== RECORDED DATA

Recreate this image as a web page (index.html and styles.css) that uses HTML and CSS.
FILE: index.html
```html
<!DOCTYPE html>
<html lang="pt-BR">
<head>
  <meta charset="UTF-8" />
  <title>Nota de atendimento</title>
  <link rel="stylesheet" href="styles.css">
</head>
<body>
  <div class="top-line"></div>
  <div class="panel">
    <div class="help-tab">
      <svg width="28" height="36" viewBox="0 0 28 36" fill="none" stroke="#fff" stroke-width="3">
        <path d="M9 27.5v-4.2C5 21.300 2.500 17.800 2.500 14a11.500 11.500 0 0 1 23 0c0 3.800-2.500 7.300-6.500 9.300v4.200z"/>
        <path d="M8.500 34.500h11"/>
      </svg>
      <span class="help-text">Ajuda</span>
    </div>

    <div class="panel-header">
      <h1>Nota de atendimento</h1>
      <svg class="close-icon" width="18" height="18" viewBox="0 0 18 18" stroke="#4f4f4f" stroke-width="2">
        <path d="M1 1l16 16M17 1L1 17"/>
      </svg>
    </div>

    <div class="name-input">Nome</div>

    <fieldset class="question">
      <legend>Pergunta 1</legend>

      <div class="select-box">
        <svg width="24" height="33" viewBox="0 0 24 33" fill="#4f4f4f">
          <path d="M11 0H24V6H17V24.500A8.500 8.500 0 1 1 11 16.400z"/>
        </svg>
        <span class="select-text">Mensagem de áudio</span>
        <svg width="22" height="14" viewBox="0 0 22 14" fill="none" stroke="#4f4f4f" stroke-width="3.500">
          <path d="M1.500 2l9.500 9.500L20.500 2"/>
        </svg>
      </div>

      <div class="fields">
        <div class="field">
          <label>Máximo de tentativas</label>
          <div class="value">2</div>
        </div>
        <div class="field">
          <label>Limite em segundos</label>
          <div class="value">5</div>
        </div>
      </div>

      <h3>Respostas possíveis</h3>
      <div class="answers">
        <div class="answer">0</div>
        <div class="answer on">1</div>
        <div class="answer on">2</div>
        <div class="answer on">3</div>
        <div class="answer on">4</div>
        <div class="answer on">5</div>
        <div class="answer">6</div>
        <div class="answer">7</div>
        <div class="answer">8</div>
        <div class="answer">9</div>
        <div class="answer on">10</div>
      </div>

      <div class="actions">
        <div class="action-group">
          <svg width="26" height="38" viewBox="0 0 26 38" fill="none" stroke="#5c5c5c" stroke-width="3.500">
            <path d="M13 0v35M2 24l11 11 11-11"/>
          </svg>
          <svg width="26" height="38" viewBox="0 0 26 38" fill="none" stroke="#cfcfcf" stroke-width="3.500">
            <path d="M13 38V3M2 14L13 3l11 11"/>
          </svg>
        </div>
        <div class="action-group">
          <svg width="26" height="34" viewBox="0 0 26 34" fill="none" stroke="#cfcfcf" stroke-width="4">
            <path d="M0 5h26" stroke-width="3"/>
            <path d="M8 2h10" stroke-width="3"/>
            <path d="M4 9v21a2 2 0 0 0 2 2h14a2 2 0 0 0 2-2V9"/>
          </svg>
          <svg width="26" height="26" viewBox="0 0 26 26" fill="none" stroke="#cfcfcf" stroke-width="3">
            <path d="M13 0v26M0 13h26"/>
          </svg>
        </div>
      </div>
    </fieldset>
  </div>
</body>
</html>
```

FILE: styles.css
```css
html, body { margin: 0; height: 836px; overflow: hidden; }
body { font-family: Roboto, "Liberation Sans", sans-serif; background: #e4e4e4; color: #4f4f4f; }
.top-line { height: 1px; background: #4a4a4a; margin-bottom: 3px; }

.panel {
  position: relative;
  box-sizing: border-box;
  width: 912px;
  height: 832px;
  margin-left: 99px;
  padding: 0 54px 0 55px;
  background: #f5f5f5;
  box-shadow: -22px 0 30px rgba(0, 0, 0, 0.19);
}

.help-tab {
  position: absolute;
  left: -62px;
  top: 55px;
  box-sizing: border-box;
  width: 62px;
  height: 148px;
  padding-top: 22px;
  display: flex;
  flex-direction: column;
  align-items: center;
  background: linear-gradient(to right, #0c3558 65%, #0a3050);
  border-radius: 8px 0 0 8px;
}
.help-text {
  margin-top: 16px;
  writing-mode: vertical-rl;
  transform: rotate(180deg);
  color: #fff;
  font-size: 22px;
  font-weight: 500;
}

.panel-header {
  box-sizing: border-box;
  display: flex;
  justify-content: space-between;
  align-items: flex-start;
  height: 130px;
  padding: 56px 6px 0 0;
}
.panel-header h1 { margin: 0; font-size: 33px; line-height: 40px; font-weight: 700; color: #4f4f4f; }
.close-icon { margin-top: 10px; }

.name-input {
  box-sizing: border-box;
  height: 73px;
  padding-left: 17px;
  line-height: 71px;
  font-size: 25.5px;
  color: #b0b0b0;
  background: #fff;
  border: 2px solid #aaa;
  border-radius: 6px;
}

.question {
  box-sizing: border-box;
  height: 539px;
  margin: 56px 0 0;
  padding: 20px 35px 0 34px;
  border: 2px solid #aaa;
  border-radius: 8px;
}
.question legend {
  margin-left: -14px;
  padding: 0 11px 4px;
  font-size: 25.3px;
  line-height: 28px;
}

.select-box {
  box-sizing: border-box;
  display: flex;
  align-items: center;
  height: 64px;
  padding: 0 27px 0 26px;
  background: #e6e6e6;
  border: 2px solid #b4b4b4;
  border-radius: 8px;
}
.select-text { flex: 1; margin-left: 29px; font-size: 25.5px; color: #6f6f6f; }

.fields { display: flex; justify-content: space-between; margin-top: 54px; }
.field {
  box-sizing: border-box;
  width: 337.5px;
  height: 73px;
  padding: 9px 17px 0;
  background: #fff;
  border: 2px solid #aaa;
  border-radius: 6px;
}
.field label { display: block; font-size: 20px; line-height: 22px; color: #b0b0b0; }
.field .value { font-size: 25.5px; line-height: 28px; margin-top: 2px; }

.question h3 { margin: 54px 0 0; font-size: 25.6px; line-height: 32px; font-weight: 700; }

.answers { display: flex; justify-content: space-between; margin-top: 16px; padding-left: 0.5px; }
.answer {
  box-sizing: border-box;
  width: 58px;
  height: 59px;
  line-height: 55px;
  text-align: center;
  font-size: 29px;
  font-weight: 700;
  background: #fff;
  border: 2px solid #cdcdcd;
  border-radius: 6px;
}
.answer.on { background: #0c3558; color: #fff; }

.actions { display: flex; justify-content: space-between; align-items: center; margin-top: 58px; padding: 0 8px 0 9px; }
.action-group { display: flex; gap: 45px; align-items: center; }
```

====
== RECORDED DATA

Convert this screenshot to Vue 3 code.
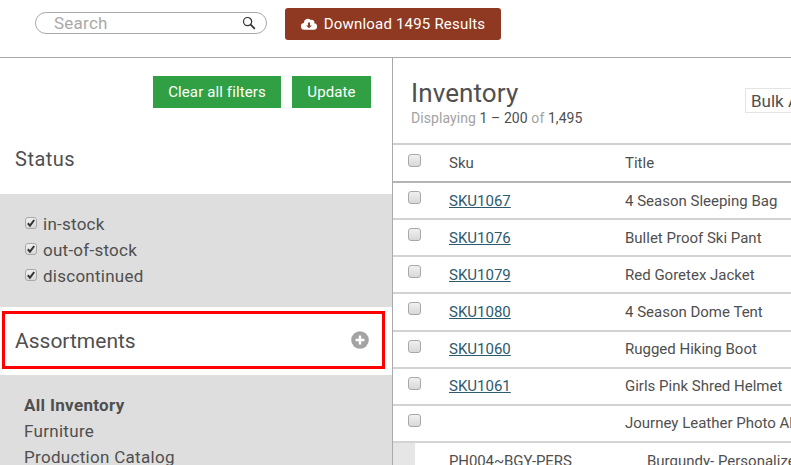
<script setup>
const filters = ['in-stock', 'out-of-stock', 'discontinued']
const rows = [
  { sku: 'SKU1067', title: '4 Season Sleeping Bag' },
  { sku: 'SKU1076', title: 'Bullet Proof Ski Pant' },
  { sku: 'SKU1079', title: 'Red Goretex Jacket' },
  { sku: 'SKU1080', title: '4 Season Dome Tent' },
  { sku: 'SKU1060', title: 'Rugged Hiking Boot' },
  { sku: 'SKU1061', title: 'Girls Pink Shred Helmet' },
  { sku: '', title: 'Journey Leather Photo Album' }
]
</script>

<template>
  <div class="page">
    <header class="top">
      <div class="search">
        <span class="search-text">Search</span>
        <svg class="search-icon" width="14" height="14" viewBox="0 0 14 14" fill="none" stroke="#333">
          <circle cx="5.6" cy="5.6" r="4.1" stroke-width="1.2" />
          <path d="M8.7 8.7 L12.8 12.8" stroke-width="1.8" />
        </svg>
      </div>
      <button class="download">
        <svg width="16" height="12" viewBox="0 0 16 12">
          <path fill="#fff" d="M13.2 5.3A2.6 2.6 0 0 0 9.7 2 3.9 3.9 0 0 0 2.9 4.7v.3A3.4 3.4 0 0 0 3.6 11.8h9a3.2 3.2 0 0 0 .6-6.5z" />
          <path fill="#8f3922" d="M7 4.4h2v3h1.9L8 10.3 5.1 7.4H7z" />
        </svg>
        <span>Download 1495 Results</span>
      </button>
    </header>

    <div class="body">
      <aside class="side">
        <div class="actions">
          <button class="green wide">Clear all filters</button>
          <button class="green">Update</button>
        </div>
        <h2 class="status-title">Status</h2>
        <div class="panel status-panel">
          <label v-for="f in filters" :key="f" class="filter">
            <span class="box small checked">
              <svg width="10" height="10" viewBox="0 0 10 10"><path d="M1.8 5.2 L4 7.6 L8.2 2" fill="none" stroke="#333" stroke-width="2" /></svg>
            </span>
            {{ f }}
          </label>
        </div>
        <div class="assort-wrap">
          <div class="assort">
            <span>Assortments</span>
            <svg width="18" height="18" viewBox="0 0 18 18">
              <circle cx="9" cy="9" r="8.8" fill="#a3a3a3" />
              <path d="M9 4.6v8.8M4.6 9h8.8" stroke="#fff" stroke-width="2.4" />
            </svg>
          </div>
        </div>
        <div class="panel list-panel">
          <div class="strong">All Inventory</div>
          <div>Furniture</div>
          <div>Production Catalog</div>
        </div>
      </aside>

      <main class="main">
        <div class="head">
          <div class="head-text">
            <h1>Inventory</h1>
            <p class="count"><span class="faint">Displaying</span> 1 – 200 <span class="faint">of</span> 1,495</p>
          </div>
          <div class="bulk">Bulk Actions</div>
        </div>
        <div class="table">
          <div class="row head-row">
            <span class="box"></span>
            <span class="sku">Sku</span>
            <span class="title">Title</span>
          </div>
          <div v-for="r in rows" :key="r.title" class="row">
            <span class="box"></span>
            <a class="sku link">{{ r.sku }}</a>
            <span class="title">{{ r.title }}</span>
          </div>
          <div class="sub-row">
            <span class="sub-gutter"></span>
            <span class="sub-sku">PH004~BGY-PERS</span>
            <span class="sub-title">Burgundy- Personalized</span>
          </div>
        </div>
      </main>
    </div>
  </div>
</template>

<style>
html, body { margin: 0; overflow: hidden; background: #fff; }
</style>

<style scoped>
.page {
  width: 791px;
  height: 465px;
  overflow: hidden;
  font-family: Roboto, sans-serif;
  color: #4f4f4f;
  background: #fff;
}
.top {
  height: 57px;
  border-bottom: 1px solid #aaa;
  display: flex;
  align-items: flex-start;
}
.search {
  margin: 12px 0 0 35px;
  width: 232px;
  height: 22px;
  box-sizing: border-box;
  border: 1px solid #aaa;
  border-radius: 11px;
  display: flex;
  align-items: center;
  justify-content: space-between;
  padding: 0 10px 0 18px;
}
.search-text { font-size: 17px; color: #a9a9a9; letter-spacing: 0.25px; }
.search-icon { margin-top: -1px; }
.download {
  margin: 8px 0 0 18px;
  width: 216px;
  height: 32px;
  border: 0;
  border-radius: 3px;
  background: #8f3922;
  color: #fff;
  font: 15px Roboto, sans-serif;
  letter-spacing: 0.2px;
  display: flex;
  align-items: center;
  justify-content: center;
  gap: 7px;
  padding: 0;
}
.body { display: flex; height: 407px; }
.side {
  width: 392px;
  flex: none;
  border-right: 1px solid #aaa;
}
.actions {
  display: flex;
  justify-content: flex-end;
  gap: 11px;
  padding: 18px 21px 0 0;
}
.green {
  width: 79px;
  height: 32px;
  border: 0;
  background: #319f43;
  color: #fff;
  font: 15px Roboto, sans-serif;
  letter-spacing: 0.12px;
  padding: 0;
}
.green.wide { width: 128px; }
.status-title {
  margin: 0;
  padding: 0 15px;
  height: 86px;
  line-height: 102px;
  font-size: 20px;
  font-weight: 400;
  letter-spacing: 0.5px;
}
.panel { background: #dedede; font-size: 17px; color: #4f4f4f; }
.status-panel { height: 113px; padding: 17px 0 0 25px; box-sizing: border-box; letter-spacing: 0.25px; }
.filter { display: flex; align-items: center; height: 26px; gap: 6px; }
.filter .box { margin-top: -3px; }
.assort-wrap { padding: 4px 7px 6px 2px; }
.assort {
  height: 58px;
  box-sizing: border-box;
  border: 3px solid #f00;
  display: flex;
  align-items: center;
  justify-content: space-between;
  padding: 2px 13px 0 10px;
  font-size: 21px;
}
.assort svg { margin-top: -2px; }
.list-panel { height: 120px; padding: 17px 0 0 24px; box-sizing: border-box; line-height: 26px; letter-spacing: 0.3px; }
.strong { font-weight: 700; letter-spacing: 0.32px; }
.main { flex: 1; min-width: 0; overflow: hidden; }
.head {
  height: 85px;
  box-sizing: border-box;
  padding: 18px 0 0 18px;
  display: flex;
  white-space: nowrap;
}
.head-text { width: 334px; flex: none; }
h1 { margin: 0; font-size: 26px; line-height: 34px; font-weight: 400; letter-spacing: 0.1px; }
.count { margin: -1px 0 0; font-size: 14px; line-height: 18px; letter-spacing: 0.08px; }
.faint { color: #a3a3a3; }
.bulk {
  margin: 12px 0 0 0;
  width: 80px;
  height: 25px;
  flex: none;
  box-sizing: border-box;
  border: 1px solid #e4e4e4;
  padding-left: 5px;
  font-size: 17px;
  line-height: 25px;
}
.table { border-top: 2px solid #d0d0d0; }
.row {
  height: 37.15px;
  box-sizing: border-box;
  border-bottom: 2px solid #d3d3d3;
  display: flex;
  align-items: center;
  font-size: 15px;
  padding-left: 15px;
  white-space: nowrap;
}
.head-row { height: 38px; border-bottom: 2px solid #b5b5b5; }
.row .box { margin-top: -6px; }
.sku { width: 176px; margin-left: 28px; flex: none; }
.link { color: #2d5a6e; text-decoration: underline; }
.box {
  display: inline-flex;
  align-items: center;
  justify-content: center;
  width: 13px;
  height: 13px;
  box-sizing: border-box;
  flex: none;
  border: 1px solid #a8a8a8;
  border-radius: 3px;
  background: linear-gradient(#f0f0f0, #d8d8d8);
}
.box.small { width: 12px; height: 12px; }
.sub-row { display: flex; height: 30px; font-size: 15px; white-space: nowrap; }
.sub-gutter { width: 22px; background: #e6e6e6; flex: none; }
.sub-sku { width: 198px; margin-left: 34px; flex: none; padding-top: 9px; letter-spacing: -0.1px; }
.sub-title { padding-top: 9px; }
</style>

====

**YOUR OBJECTIVE:** Examine the data above and state how many of its lines contain the word "this", with no further remarks.

**ANSWER TO THE PROBLEM:** 2